46      Aux points 64 à 66 de l’arrêt attaqué, le Tribunal a jugé que le pouvoir d’appréciation dont dispose le Parlement pour décider, sur le fondement de l’article 9, troisième alinéa, du protocole sur les privilèges et immunités, de lever l’immunité parlementaire de l’un de ses membres n’est pas restreint notamment par la circonstance que la levée de l’immunité parlementaire du requérant pourrait aboutir à la perte du mandat de celui-ci, en raison de son incarcération ou d’une sanction d’inéligibilité. Selon le Tribunal, cette circonstance n’est pas de nature à établir une violation de cet article 9.

47      Cette constatation du Tribunal n’est pas entachée d’une erreur de droit, contrairement à ce qu’allègue, en substance, le requérant. En effet, ainsi qu’il a été rappelé au point 32 de la présente ordonnance, la procédure de levée de l’immunité parlementaire vise à déterminer si les conditions pour une telle levée, en vertu de l’article 9, troisième alinéa, du protocole sur les privilèges et immunités, sont réunies au moment où il en est fait la demande, et non pas à déterminer si les faits reprochés au député concerné au niveau national sont établis, cette question relevant de la compétence des autorités de l’État membre concerné (voir, en ce sens, arrêt du 17 septembre 2020, Troszczynski/Parlement, C‑12/19 P, EU:C:2020:725, point 57).

48      Ainsi, la levée de l’immunité parlementaire n’entraîne nullement la perte du mandat du député concerné. Elle vise seulement à permettre aux autorités nationales compétentes, dans le cadre des procédures prévues à cette fin, de déterminer si les faits qui sont reprochés à ce député sont établis. Si, à l’issue de telles procédures, ces faits sont établis, le député concerné peut certes, en vertu du droit national applicable, se voir infliger une peine susceptible de conduire, le cas échéant, à la perte de son mandat. Toutefois, exclure la levée de l’immunité parlementaire en raison de cette seule éventualité reviendrait à priver de tout effet utile l’article 9, troisième alinéa, du protocole sur les privilèges et immunités. Cette partie de l’argumentation du requérant manque donc manifestement de fondement.

49      S’agissant de l’argument du requérant selon lequel le contrôle du budget des frais d’assistance parlementaire peut être un « moyen d’instrumentalisation de l’action judiciaire à des fins politiques », particulièrement lorsque la procédure de levée de l’immunité vise une « personnalité politique de l’opposition », il y a lieu de constater que cet argument est vague et imprécis, le requérant ne démontrant nullement que tel est le cas en l’espèce. Or, il est de jurisprudence constante que les éléments du pourvoi qui ne contiennent aucune argumentation visant spécifiquement à identifier l’erreur de droit dont serait entaché l’arrêt attaqué ne répondent pas aux exigences découlant de l’article 256 TFUE et de l’article 58, premier alinéa, du statut de la Cour de justice de l’Union européenne ainsi que de l’article 168, paragraphe 1, sous d), et de l’article 169, paragraphe 2, du règlement de procédure de la Cour, et doivent donc être écartés comme étant manifestement irrecevables (voir, en ce sens, arrêt du 23 janvier 2019, Deza/ECHA, C‑419/17 P, EU:C:2019:52, point 94).

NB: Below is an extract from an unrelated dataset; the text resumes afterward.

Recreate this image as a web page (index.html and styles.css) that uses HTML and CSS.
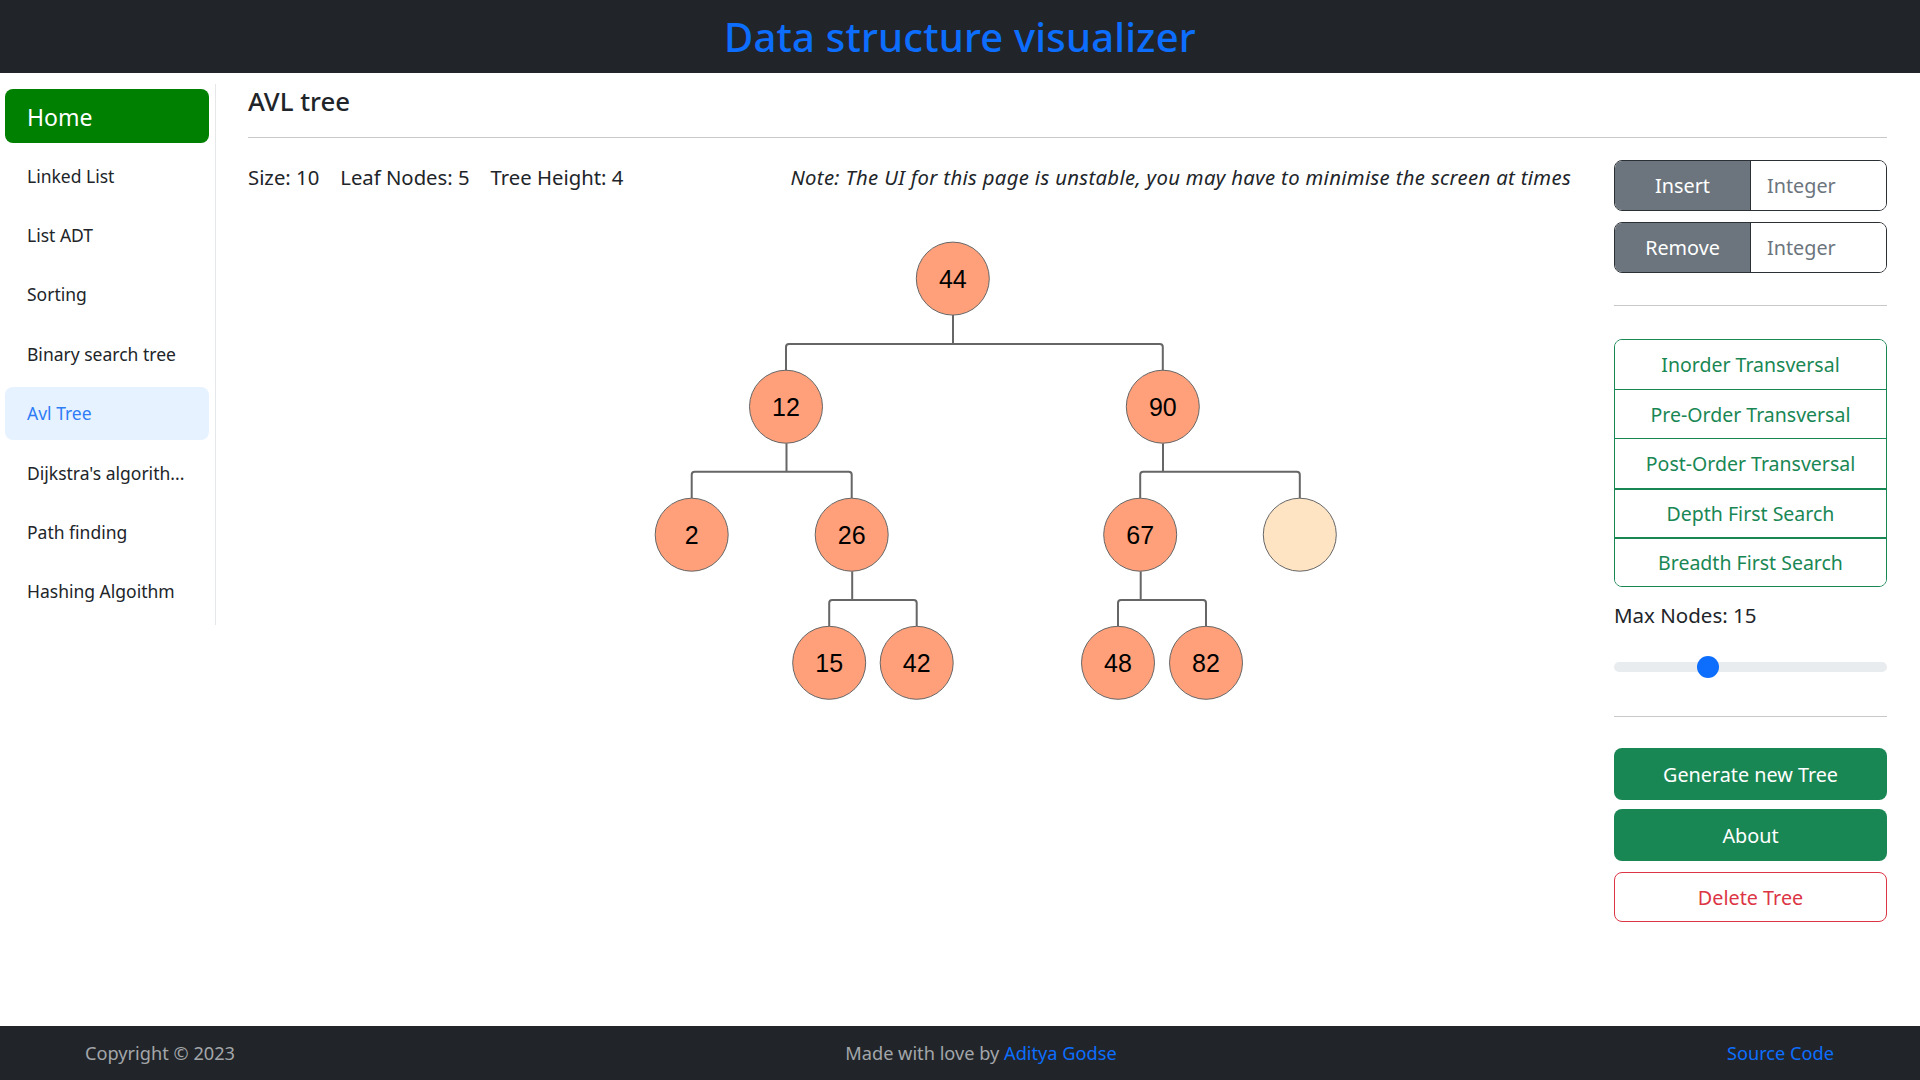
FILE: index.html
```html
<!DOCTYPE html>
<html lang="en">
<head>
<meta charset="utf-8">
<title>Data structure visualizer</title>
<link rel="stylesheet" href="styles.css">
</head>
<body>
<div class="page">
  <header class="topbar">
    <h1 class="title">Data structure visualizer</h1>
  </header>
  <div class="main">
    <nav class="sidebar">
      <a class="home">Home</a>
      <a class="nav-item">Linked List</a>
      <a class="nav-item">List ADT</a>
      <a class="nav-item">Sorting</a>
      <a class="nav-item">Binary search tree</a>
      <a class="nav-item active">Avl Tree</a>
      <a class="nav-item">Dijkstra's algorith...</a>
      <a class="nav-item">Path finding</a>
      <a class="nav-item">Hashing Algoithm</a>
    </nav>
    <section class="content">
      <h2 class="heading">AVL tree</h2>
      <hr class="rule">
      <div class="workspace">
        <div class="canvas-col">
          <div class="stats">
            <span class="stat">Size: 10</span>
            <span class="stat">Leaf Nodes: 5</span>
            <span class="stat">Tree Height: 4</span>
            <span class="note">Note: The UI for this page is unstable, you may have to minimise the screen at times</span>
          </div>
          <svg class="tree" width="1323" height="540" viewBox="248 196 1323 540" xmlns="http://www.w3.org/2000/svg">
            <g class="edges" fill="none" stroke="#666" stroke-width="2">
              <path d="M953 315 V344.1 M786 370.7 V347.1 Q786 344.1 789 344.1 H1159.8 Q1162.8 344.1 1162.8 347.1 V370.7"/>
              <path d="M786.5 443.2 V471.7 M691.7 498.2 V474.7 Q691.7 471.7 694.7 471.7 H848.7 Q851.7 471.7 851.7 474.7 V498.2"/>
              <path d="M1163 443.2 V471.7 M1140.2 498.2 V474.7 Q1140.2 471.7 1143.2 471.7 H1296.8 Q1299.8 471.7 1299.8 474.7 V498.2"/>
              <path d="M852.2 571.2 V600 M829.2 626.3 V603 Q829.2 600 832.2 600 H913.7 Q916.7 600 916.7 603 V626.3"/>
              <path d="M1140.7 571.2 V600 M1118 626.3 V603 Q1118 600 1121 600 H1203 Q1206 600 1206 603 V626.3"/>
            </g>
            <g class="nodes" stroke="#666" stroke-width="1">
              <circle cx="952.8" cy="278.6" r="36.5" fill="#ffa07a"/>
              <circle cx="786" cy="406.7" r="36.5" fill="#ffa07a"/>
              <circle cx="1162.8" cy="406.7" r="36.5" fill="#ffa07a"/>
              <circle cx="691.7" cy="534.7" r="36.5" fill="#ffa07a"/>
              <circle cx="851.7" cy="534.7" r="36.5" fill="#ffa07a"/>
              <circle cx="1140.2" cy="534.7" r="36.5" fill="#ffa07a"/>
              <circle cx="1299.8" cy="534.7" r="36.5" fill="#ffe4c4"/>
              <circle cx="829.2" cy="662.8" r="36.5" fill="#ffa07a"/>
              <circle cx="916.7" cy="662.8" r="36.5" fill="#ffa07a"/>
              <circle cx="1118" cy="662.8" r="36.5" fill="#ffa07a"/>
              <circle cx="1206" cy="662.8" r="36.5" fill="#ffa07a"/>
            </g>
            <g class="labels">
              <text x="952.8" y="287.6">44</text>
              <text x="786" y="415.7">12</text>
              <text x="1162.8" y="415.7">90</text>
              <text x="691.7" y="543.7">2</text>
              <text x="851.7" y="543.7">26</text>
              <text x="1140.2" y="543.7">67</text>
              <text x="829.2" y="671.8">15</text>
              <text x="916.7" y="671.8">42</text>
              <text x="1118" y="671.8">48</text>
              <text x="1206" y="671.8">82</text>
            </g>
          </svg>
        </div>
        <aside class="panel">
          <div class="input-group">
            <button class="ig-btn">Insert</button>
            <input class="ig-input" type="text" placeholder="Integer">
          </div>
          <div class="input-group second">
            <button class="ig-btn">Remove</button>
            <input class="ig-input" type="text" placeholder="Integer">
          </div>
          <hr class="panel-rule first-rule">
          <div class="btn-stack">
            <button class="stack-btn">Inorder Transversal</button>
            <button class="stack-btn">Pre-Order Transversal</button>
            <button class="stack-btn">Post-Order Transversal</button>
            <button class="stack-btn thick">Depth First Search</button>
            <button class="stack-btn thick">Breadth First Search</button>
          </div>
          <div class="max-label">Max Nodes: 15</div>
          <input class="range" type="range" min="0" max="100" value="33">
          <hr class="panel-rule second-rule">
          <button class="solid-btn gen">Generate new Tree</button>
          <button class="solid-btn about">About</button>
          <button class="outline-danger">Delete Tree</button>
        </aside>
      </div>
    </section>
  </div>
  <footer class="footer">
    <span class="muted">Copyright © 2023</span>
    <span class="muted">Made with love by <a class="link">Aditya Godse</a></span>
    <a class="link">Source Code</a>
  </footer>
</div>
</body>
</html>
```

FILE: styles.css
```css
* { box-sizing: border-box; }

html, body {
  margin: 0;
  padding: 0;
}

body {
  font-family: "Noto Sans", "Open Sans", sans-serif;
  color: #212529;
  background: #fff;
}

.page {
  min-height: 100vh;
  display: flex;
  flex-direction: column;
}

.topbar {
  height: 73px;
  background: #212529;
  display: flex;
  align-items: center;
  justify-content: center;
}

.title {
  margin: 0;
  color: #0d6efd;
  font-size: 40px;
  font-weight: 500;
  line-height: 73px;
  letter-spacing: 0.2px;
}

.main {
  flex: 1;
  display: flex;
  align-items: flex-start;
  padding-top: 11px;
}

.sidebar {
  width: 216px;
  flex: none;
  display: flex;
  flex-direction: column;
  gap: 6px;
  padding: 5px 6px 7px 5px;
  border-right: 1px solid #e6e7e8;
}

.home {
  height: 54px;
  display: flex;
  align-items: center;
  padding-left: 22px;
  padding-top: 1px;
  background: #008000;
  color: #fff;
  font-size: 23px;
  border-radius: 8px;
}

.nav-item {
  height: 53.4px;
  display: flex;
  align-items: center;
  padding-left: 22px;
  font-size: 17.5px;
  color: #212529;
  border-radius: 8px;
  white-space: nowrap;
}

.nav-item.active {
  background: #e6f2ff;
  color: #2f7df6;
}

.content {
  flex: 1;
  margin-left: 32px;
  padding-right: 33px;
  min-width: 0;
}

.heading {
  margin: 0;
  font-size: 25.8px;
  font-weight: 500;
  line-height: 35px;
  color: #212529;
}

.rule {
  margin: 18px 0 0 0;
  border: 0;
  border-top: 1px solid #c8c9ca;
  height: 0;
}

.workspace {
  display: flex;
  gap: 43px;
  padding-top: 22px;
}

.canvas-col {
  flex: 1;
  min-width: 0;
}

.stats {
  height: 36px;
  padding-bottom: 2px;
  display: flex;
  align-items: center;
  font-size: 20.3px;
  color: #212529;
  white-space: nowrap;
}

.stat {
  margin-right: 21px;
}

.note {
  margin-left: auto;
  font-style: italic;
  font-size: 20.3px;
  letter-spacing: 0.34px;
}

.tree {
  display: block;
}

.labels text {
  font-family: "Liberation Sans", Arial, sans-serif;
  font-size: 25px;
  text-anchor: middle;
  fill: #000;
}

.panel {
  width: 273px;
  flex: none;
  display: flex;
  flex-direction: column;
}

.input-group {
  display: flex;
  height: 51px;
  border: 1px solid #2b3035;
  border-radius: 8px;
  overflow: hidden;
}

.input-group.second {
  margin-top: 11px;
}

.ig-btn {
  width: 136px;
  flex: none;
  border: 0;
  border-right: 1px solid #2b3035;
  background: #6c757d;
  color: #fff;
  font-family: inherit;
  font-size: 19.8px;
  padding: 0;
}

.ig-input {
  flex: 1;
  min-width: 0;
  border: 0;
  padding: 0 0 0 16px;
  font-family: inherit;
  font-size: 19.8px;
  color: #212529;
  background: #fff;
  outline: none;
}

.ig-input::placeholder {
  color: #6c757d;
}

.panel-rule {
  border: 0;
  border-top: 1px solid #c8c9ca;
  height: 0;
  width: 100%;
}

.first-rule {
  margin: 32px 0 33px 0;
}

.btn-stack {
  display: flex;
  flex-direction: column;
  border: 1px solid #198754;
  border-radius: 8px;
  overflow: hidden;
}

.stack-btn {
  height: 49.2px;
  border: 0;
  border-top: 1px solid #198754;
  background: #fff;
  color: #198754;
  font-family: inherit;
  font-size: 19.5px;
  padding: 0;
}

.stack-btn:first-child {
  border-top: 0;
}

.stack-btn.thick {
  border-top-width: 2px;
}

.max-label {
  margin-top: 14px;
  line-height: 28px;
  font-size: 20.5px;
  color: #212529;
}

.range {
  -webkit-appearance: none;
  appearance: none;
  width: 100%;
  height: 22px;
  margin: 27px 0 0 0;
  padding: 0;
  background: transparent;
}

.range::-webkit-slider-runnable-track {
  height: 10px;
  background: #e9ecef;
  border-radius: 5px;
  border: 0;
}

.range::-webkit-slider-thumb {
  -webkit-appearance: none;
  appearance: none;
  width: 22px;
  height: 22px;
  border-radius: 50%;
  background: #0d6efd;
  border: 0;
  margin-top: -6px;
}

.second-rule {
  margin: 38px 0 31px 0;
}

.solid-btn {
  height: 52px;
  border: 0;
  border-radius: 8px;
  background: #198754;
  color: #fff;
  font-family: inherit;
  font-size: 19.8px;
  padding: 0 0 0 0;
}

.solid-btn.gen {
  padding-top: 2px;
}

.solid-btn.about {
  margin-top: 9px;
  padding-top: 2px;
}

.outline-danger {
  margin-top: 11px;
  height: 50px;
  border: 1px solid #dc3545;
  border-radius: 8px;
  background: #fff;
  color: #dc3545;
  font-family: inherit;
  font-size: 19.8px;
  padding: 2px 0 0 0;
}

.footer {
  height: 54px;
  flex: none;
  background: #212529;
  display: flex;
  align-items: center;
  justify-content: space-between;
  padding: 0 86px 0 85px;
  font-size: 18.2px;
}

.muted {
  color: #a3a6a9;
}

.link {
  color: #0d6efd;
  text-decoration: none;
}
```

50      Il s’ensuit que le troisième moyen doit être rejeté comme étant, en partie, manifestement non fondé et, en partie, manifestement irrecevable.

51      Eu égard aux motifs qui précèdent, le pourvoi doit être rejeté dans son intégralité.

 Sur les dépens

52      Aux termes de l’article 137 du règlement de procédure, applicable à la procédure de pourvoi en vertu de l’article 184, paragraphe 1, de ce règlement, il est statué sur les dépens dans l’ordonnance qui met fin à l’instance.

53      Conformément à l’article 138, paragraphe 1, dudit règlement, également applicable à la procédure de pourvoi en vertu de cet article 184, paragraphe 1, toute partie qui succombe est condamnée aux dépens, s’il est conclu en ce sens.

54      Le requérant ayant succombé en ses moyens et le Parlement ayant conclu à sa condamnation aux dépens, il y a lieu de condamner le requérant à supporter, outre ses propres dépens, ceux exposés par le Parlement.

Par ces motifs, la Cour (huitième chambre) ordonne :

1)      Le pourvoi est rejeté comme étant, en partie, manifestement irrecevable et, en partie, manifestement non fondé.

2)      M. Jean-François Jalkh est condamné à supporter, outre ses propres dépens, ceux exposés par le Parlement européen.

Fait à Luxembourg, le 22 décembre 2022.

Le greffier

 

Le président de chambre faisant fonction

A. Calot Escobar

 

N. Piçarra


*      Langue de procédure : le français.